B.A., M.A. (Toronto), M.A., Ph.D. (Cornell)
Office: Watson 335
Phone: (613) 533-6000 ext. 77042
Cross-appointed faculty - Department of Philosophy
Most of my research explores the philosophical consequences of seeing science as a thoroughly social activity. Historical and sociological work on the practice of science should affect our views of a diverse set of issues in the philosophy of science, from the realism/anti-realism debate to the scope of standpoint epistemologies. Recently I have been looking at negotiations and debates about whether particular models get to count as good representations, and learning surprising things about metaphysics from those debates. I try to combine a down-to-earth or deflationary approach that focuses on ordinary scientific work, while insisting that we can draw philosophical lessons from that work. Sometimes my interest in science as a social process and in deflationary philosophy of science draws me further afield, into social theory and general issues in metaphysics
I have taught at Queen's since 1993, the first three years of that as a Webster/SSHRC Postdoctoral Fellow in the Humanities. In addition to my appointment in Philosophy I am cross-appointed to the Department of Sociology at Queen's. I did my Ph.D. in the Department of Science & Technology Studies at Cornell University, and earlier degrees in Philosophy at the University of Toronto.

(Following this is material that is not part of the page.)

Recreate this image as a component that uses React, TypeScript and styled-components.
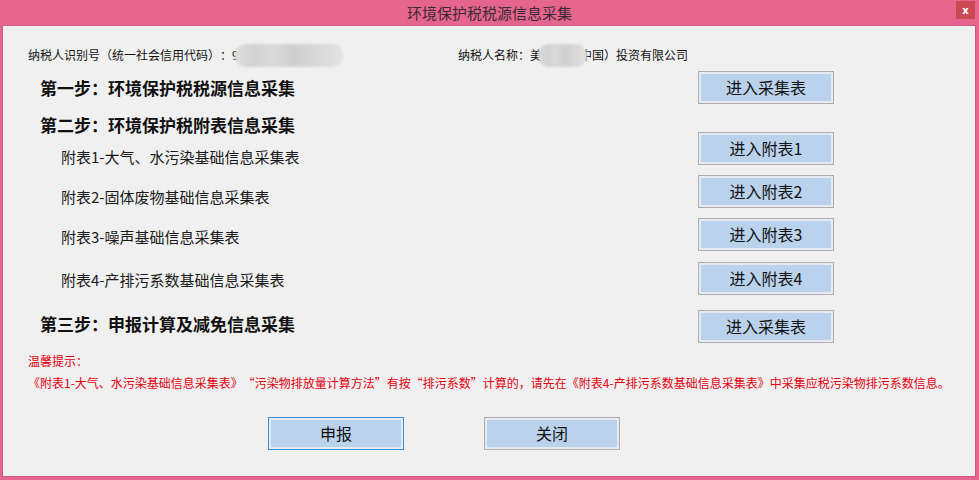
import styled, { createGlobalStyle } from "styled-components";

const GlobalStyle = createGlobalStyle`
  html, body {
    margin: 0;
    padding: 0;
    background: #e6658f;
  }
  body {
    font-family: "Noto Sans CJK SC", "Noto Sans", sans-serif;
    text-spacing-trim: space-all;
  }
`;

/*----------------------------------
	Window frame
----------------------------------*/
const Window = styled.div`
  width: 979px;
  height: 480px;
  background: #e6658f;
  display: flex;
  flex-direction: column;
  overflow: hidden;
`;

const TitleBar = styled.div`
  height: 25px;
  flex: none;
  display: flex;
  align-items: center;
  justify-content: center;
  position: relative;
`;

const Title = styled.div`
  font-size: 15px;
  color: #3b2a31;
  line-height: 25px;
`;

const CloseButton = styled.div`
  position: absolute;
  top: 1px;
  right: 4px;
  width: 19px;
  height: 18px;
  background: #c94a52;
  color: #fff;
  font: bold 10px "DejaVu Sans", sans-serif;
  display: flex;
  align-items: center;
  justify-content: center;
`;

const Content = styled.div`
  flex: 1;
  margin: 0 3px 3px 2px;
  background: #f0f0f0;
  border: 1px solid #cf5a83;
  display: flex;
  flex-direction: column;
`;

/*----------------------------------
	Taxpayer info
----------------------------------*/
const InfoRow = styled.div`
  display: flex;
  padding: 21px 0 0 25px;
  height: 16px;
  font-size: 12px;
  line-height: 16px;
  color: #111;
`;

const InfoItem = styled.div<{ $width?: number }>`
  display: flex;
  align-items: center;
  white-space: nowrap;
  width: ${(p) => (p.$width ? `${p.$width}px` : "auto")};
`;

const Masked = styled.span<{ $width: number }>`
  display: inline-block;
  position: relative;
  z-index: 1;
  width: ${(p) => p.$width}px;
  height: 23px;
  margin: 0 -7px 0 -4px;
  border-radius: 11px;
  background: linear-gradient(
    90deg,
    #dedede 0%,
    #d2d2d2 18%,
    #dadada 35%,
    #cfcfcf 55%,
    #d8d8d8 75%,
    #e2e2e2 100%
  );
  filter: blur(1px);
`;

/*----------------------------------
	Steps
----------------------------------*/
const Steps = styled.div`
  display: flex;
  margin-top: 8px;
  padding-right: 141px;
`;

const LabelColumn = styled.div`
  flex: 1;
  display: flex;
  flex-direction: column;
`;

const ButtonColumn = styled.div`
  width: 136px;
  display: flex;
  flex-direction: column;
`;

const StepTitle = styled.div<{ $top: number }>`
  margin-top: ${(p) => p.$top}px;
  padding-left: 37px;
  font-size: 17px;
  font-weight: bold;
  line-height: 20px;
  color: #111;
  white-space: nowrap;
`;

const SubTitle = styled.div<{ $top: number }>`
  margin-top: ${(p) => p.$top}px;
  padding-left: 58px;
  font-size: 15px;
  line-height: 20px;
  color: #1a1a1a;
  white-space: nowrap;
`;

const ActionButton = styled.button<{ $top?: number; $primary?: boolean }>`
  margin-top: ${(p) => p.$top ?? 0}px;
  width: 136px;
  height: 33px;
  padding: 0;
  box-sizing: border-box;
  border: 1px solid ${(p) => (p.$primary ? "#3c8ed8" : "#adadad")};
  box-shadow: inset 0 0 0 2px #e6ebf1;
  background: #bad2ec;
  font-family: "Noto Sans CJK SC", sans-serif;
  font-size: 16px;
  color: #111;
  line-height: 31px;
  cursor: pointer;
`;

/*----------------------------------
	Tips
----------------------------------*/
const Tips = styled.div`
  margin-top: 10px;
  padding-left: 25px;
  display: flex;
  flex-direction: column;
  gap: 6px;
  font-size: 12px;
  line-height: 16px;
  color: #e2000f;
  white-space: nowrap;
`;

const Footer = styled.div`
  margin-top: 26px;
  padding-left: 265px;
  display: flex;
  gap: 80px;
`;

const App = () => {
  return (
    <>
      <GlobalStyle />
      <Window lang="zh-CN">
        <TitleBar>
          <Title>环境保护税税源信息采集</Title>
          <CloseButton>x</CloseButton>
        </TitleBar>
        <Content>
          <InfoRow>
            <InfoItem $width={430}>
              纳税人识别号（统一社会信用代码）：9
              <Masked $width={108} />
            </InfoItem>
            <InfoItem>
              纳税人名称：美
              <Masked $width={49} />
              中国）投资有限公司
            </InfoItem>
          </InfoRow>
          <Steps>
            <LabelColumn>
              <StepTitle $top={7}>第一步：环境保护税税源信息采集</StepTitle>
              <StepTitle $top={17}>第二步：环境保护税附表信息采集</StepTitle>
              <SubTitle $top={12}>附表1-大气、水污染基础信息采集表</SubTitle>
              <SubTitle $top={20}>附表2-固体废物基础信息采集表</SubTitle>
              <SubTitle $top={20}>附表3-噪声基础信息采集表</SubTitle>
              <SubTitle $top={23}>附表4-产排污系数基础信息采集表</SubTitle>
              <StepTitle $top={24}>第三步：申报计算及减免信息采集</StepTitle>
            </LabelColumn>
            <ButtonColumn>
              <ActionButton>进入采集表</ActionButton>
              <ActionButton $top={28}>进入附表1</ActionButton>
              <ActionButton $top={10}>进入附表2</ActionButton>
              <ActionButton $top={10}>进入附表3</ActionButton>
              <ActionButton $top={11}>进入附表4</ActionButton>
              <ActionButton $top={15}>进入采集表</ActionButton>
            </ButtonColumn>
          </Steps>
          <Tips>
            <div>温馨提示：</div>
            <div>
              《附表1-大气、水污染基础信息采集表》“污染物排放量计算方法”有按“排污系数”计算的，请先在《附表4-产排污系数基础信息采集表》中采集应税污染物排污系数信息。
            </div>
          </Tips>
          <Footer>
            <ActionButton $primary>申报</ActionButton>
            <ActionButton>关闭</ActionButton>
          </Footer>
        </Content>
      </Window>
    </>
  );
};

export default App;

SELECTED PUBLICATIONS (PDF*, 12KB)
Metaphysics of Scientific Practice
I apply deflationary strategies to questions of realism: given what we know about scientific practice, what are the objects of scientific inquiry? I explore how scientists work between theoretical, experimental, simulated, and natural worlds, and the philosophical terms in which to view these worlds.
The pharmaceutical industry has successfully integrated itself into both medical research and medical practice. Key questions arise about the extent of its control in both arenas. To address such questions, I plan to look at points at which research, education, and marketing come into contact.
A Sociology of Philosophy
Patterns and practices of philosophical writing reveal intense stratification in North American philosophy. Research is underway for an article exploring this stratification and its philosophical consequences. A symposium around this issue was organized for the Canadian Philosophical Association's 2003 meeting.